**** Dataset content ****
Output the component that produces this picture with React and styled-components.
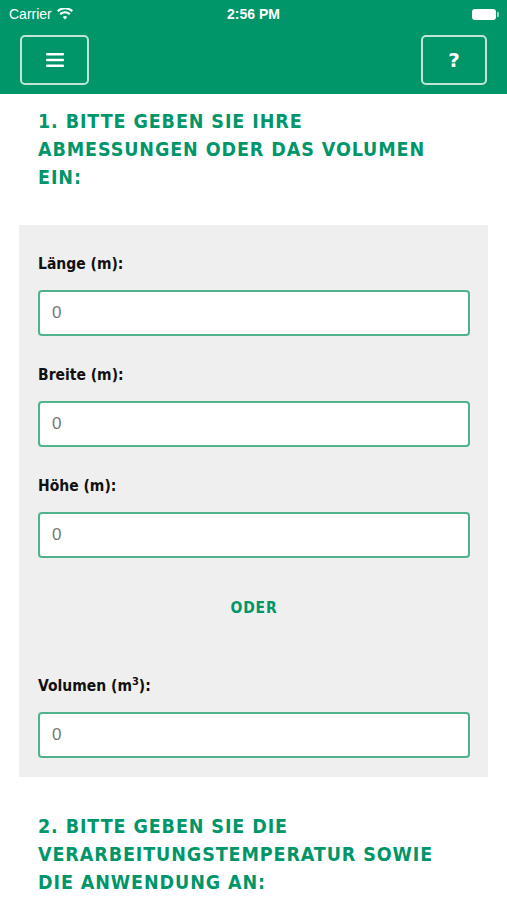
import React from "react";
import styled, { createGlobalStyle } from "styled-components";

const GREEN = "#009669";
const CONDENSED = `"DejaVu Sans Condensed", "DejaVu Sans", sans-serif`;

const Global = createGlobalStyle`
  body {
    margin: 0;
    background: #fff;
    font-family: "Liberation Sans", Arial, sans-serif;
  }
`;

const Page = styled.div`
  width: 507px;
  height: 900px;
  overflow: hidden;
  background: #fff;
`;

const Header = styled.header`
  background: ${GREEN};
  height: 94px;
  display: flex;
  flex-direction: column;
`;

const StatusBar = styled.div`
  height: 28px;
  display: grid;
  grid-template-columns: 1fr auto 1fr;
  align-items: center;
  padding: 0 9px;
  color: #fff;
  font-family: "Liberation Sans", Arial, sans-serif;
  font-size: 14px;
`;

const Carrier = styled.div`
  display: flex;
  align-items: center;
  gap: 5px;
`;

const Clock = styled.div`
  font-weight: bold;
`;

const Battery = styled.div`
  justify-self: end;
  width: 24px;
  height: 11px;
  border-radius: 3px;
  background: #fff;
  position: relative;
  margin-right: 2px;
  &::after {
    content: "";
    position: absolute;
    right: -3px;
    top: 3px;
    width: 2px;
    height: 5px;
    border-radius: 0 1px 1px 0;
    background: rgba(255, 255, 255, 0.6);
  }
`;

const NavBar = styled.div`
  flex: 1;
  display: flex;
  justify-content: space-between;
  align-items: flex-start;
  padding: 7px 20px 0 20px;
`;

const NavButton = styled.button`
  width: ${(p) => p.$w}px;
  height: 50px;
  border: 2px solid rgba(255, 255, 255, 0.75);
  border-radius: 5px;
  background: transparent;
  color: #fff;
  display: flex;
  align-items: center;
  justify-content: center;
  font-family: "DejaVu Sans", sans-serif;
  font-weight: bold;
  font-size: 20px;
  padding: 0;
`;

const Heading = styled.h2`
  margin: 0;
  padding: ${(p) => p.$pad};
  font-family: ${CONDENSED};
  font-weight: bold;
  font-size: 19.5px;
  line-height: 28px;
  letter-spacing: 0.9px;
  color: ${GREEN};
`;

const Panel = styled.section`
  margin: 0 19px;
  background: #efefef;
  padding: 29px 18px 19px 19px;
  display: flex;
  flex-direction: column;
`;

const Field = styled.div`
  display: flex;
  flex-direction: column;
  margin-bottom: ${(p) => p.$mb || 0}px;
`;

const Label = styled.label`
  font-family: ${CONDENSED};
  font-weight: bold;
  font-size: 15.5px;
  color: #111;
  line-height: 20px;
  margin-bottom: 16px;
  sup {
    font-size: 11px;
    line-height: 0;
  }
`;

const Input = styled.input`
  box-sizing: border-box;
  height: 46px;
  width: 100%;
  border: 2px solid #4fb48c;
  border-radius: 4px;
  background: #fff;
  padding: 0 12px;
  font-family: "Liberation Sans", Arial, sans-serif;
  font-size: 17px;
  color: #333;
  outline: none;
  &::placeholder {
    color: #777;
  }
`;

const Or = styled.div`
  text-align: center;
  font-family: ${CONDENSED};
  font-weight: bold;
  font-size: 15.5px;
  letter-spacing: 0.8px;
  color: ${GREEN};
  margin: 41px 0 59px;
`;

const Wifi = () => (
  <svg width="16" height="12" viewBox="0 0 16 12">
    <path d="M8 11.5l2.2-2.6a3.3 3.3 0 0 0-4.4 0z" fill="#fff" />
    <path d="M3.9 6.9a6 6 0 0 1 8.2 0l1.4-1.6a8.2 8.2 0 0 0-11 0z" fill="#fff" />
    <path d="M1.3 3.9a10 10 0 0 1 13.4 0l1.3-1.6a12.1 12.1 0 0 0-16 0z" fill="#fff" />
  </svg>
);

const Burger = () => (
  <svg width="18" height="16" viewBox="0 0 18 16">
    <rect x="0" y="1" width="18" height="2.6" rx="1" fill="#fff" />
    <rect x="0" y="6.7" width="18" height="2.6" rx="1" fill="#fff" />
    <rect x="0" y="12.4" width="18" height="2.6" rx="1" fill="#fff" />
  </svg>
);

const fields = [
  { label: "Länge (m):" },
  { label: "Breite (m):" },
  { label: "Höhe (m):" },
];

export default function App() {
  return (
    <Page>
      <Global />
      <Header>
        <StatusBar>
          <Carrier>
            Carrier <Wifi />
          </Carrier>
          <Clock>2:56 PM</Clock>
          <Battery />
        </StatusBar>
        <NavBar>
          <NavButton $w={69}>
            <Burger />
          </NavButton>
          <NavButton $w={66}>?</NavButton>
        </NavBar>
      </Header>

      <Heading $pad="14px 40px 33px 38px">
        1. BITTE GEBEN SIE IHRE ABMESSUNGEN ODER DAS VOLUMEN EIN:
      </Heading>

      <Panel>
        {fields.map((f, i) => (
          <Field key={f.label} $mb={i < 2 ? 29 : 0}>
            <Label>{f.label}</Label>
            <Input placeholder="0" />
          </Field>
        ))}
        <Or>ODER</Or>
        <Field>
          <Label>
            Volumen (m<sup>3</sup>):
          </Label>
          <Input placeholder="0" />
        </Field>
      </Panel>

      <Heading $pad="36px 40px 0 38px">
        2. BITTE GEBEN SIE DIE VERARBEITUNGSTEMPERATUR SOWIE DIE ANWENDUNG AN:
      </Heading>
    </Page>
  );
}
****
Direction ->
Reply with one number only, the count of lines above that hold the string "components".

Result for this exercise ->
2